With the U.S. national debt about to pass the $17 trillion mark – more than America’s total economic activity in 2012 – and federal interest payments eating up a growing share of revenues, Washington needs to start making real cuts. But will the political cost be too great for lawmakers to achieve major spending reductions? Not necessarily, as a look at Europe shows.
Unlike Western Europe, where not a single West European country has made a net reduction in government expenditures – except for Ireland, which soaked its taxpayers to bail out its banks – Estonia and Greece (yes, Greece) provide some useful examples of the kinds of cuts needed in Washington – though they took very different routes to achieve them. A comparison of the two offers some insights for Americans.
Estonia faced a private debt crisis, while Greece faced a sovereign debt one, but both enacted policies that followed the same basic principles: let wages adjust to their market levels and shrink government to stop it from crowding out business.
Estonia began cutting spending in January 2009 in earnest while Greece took lots of cajoling from the European Union before it began making cuts in May 2010. Both countries cut government spending by roughly 6 percent annually in the first two years of austerity. Taxes were not central to either country’s austerity programs.
Despite their enacting similar policies, the Estonian and Greek governments met radically different public reactions. Greece was riven with strikes, protests and violent riots, while social unrest in Estonia was virtually nonexistent. What accounts for this glaring discrepancy in popular outrage? History offers a guide.
Estonia has endured occupations by foreign invaders from the medieval period to the 20th century. Seeking autonomy under difficult circumstances, Estonians preserved their traditions and culture under foreign rule by collaborating with one another through art, music and literature. So, when Estonia finally gained its independence in the early 1990s, its citizens, channeling memories of Soviet occupation, adamantly rejected the creation of a large interventionist state.
The Estonian constitution, adopted in 1992 after the end of Soviet rule, emphasizes protecting rights from infringement by government more than guaranteeing rights to certain goods and services.
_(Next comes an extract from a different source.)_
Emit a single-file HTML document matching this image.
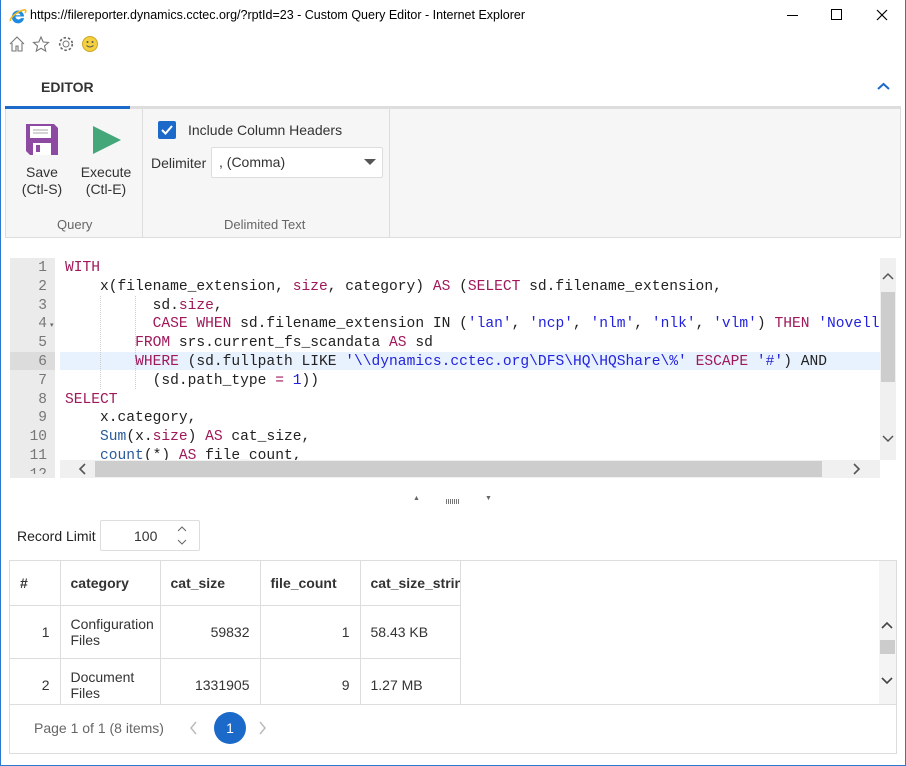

Today, Estonia has a relatively small welfare state, at 11.8 percent of GDP in the years preceding austerity.
Greece, on the other hand, has a long political tradition of people looking to the state to provide life’s basic necessities, including a job. Greek civic life under Ottoman rule in the 19th century, as University of Athens scholars Dimitris Charalambis and Nicolas Demertzis point out, was defined between subject and sultan. Impersonal secular institutions like markets developed poorly because they didn’t fit this hierarchical mindset. Greeks became increasingly reliant on family and other personal ties, and Greek civic life came to be dominated by nepotism and clientelism.
For Greek politicians, cutting government wages and privatizing stateowned enterprises is political suicide, as the revolving door of Greek politicians since 2010 attests. In Estonia, by contrast, political parties that campaigned on strong liberal reforms and public sector cuts have performed well in elections recently. In fact, after the governing Estonian Reform Party implemented austerity in 2009, voters reelected its deputies to parliament by greater numbers in 2011.
What does this mean for America? Quite simply, that we should draw on our traditions of individualism and selfreliance to pursue policies that reduce government’s economic footprint. The U.S. government has been on a growth binge in recent years, but like Estonia, we’ve got the political tools to stem that growth, if we only rediscover our individualist, cando spirit.
Who knows? As the American economy begins to recover, proausterity politicians may reap electoral rewards much like their Estonian counterparts. And we won’t have to suffer through Soviet occupation to get there.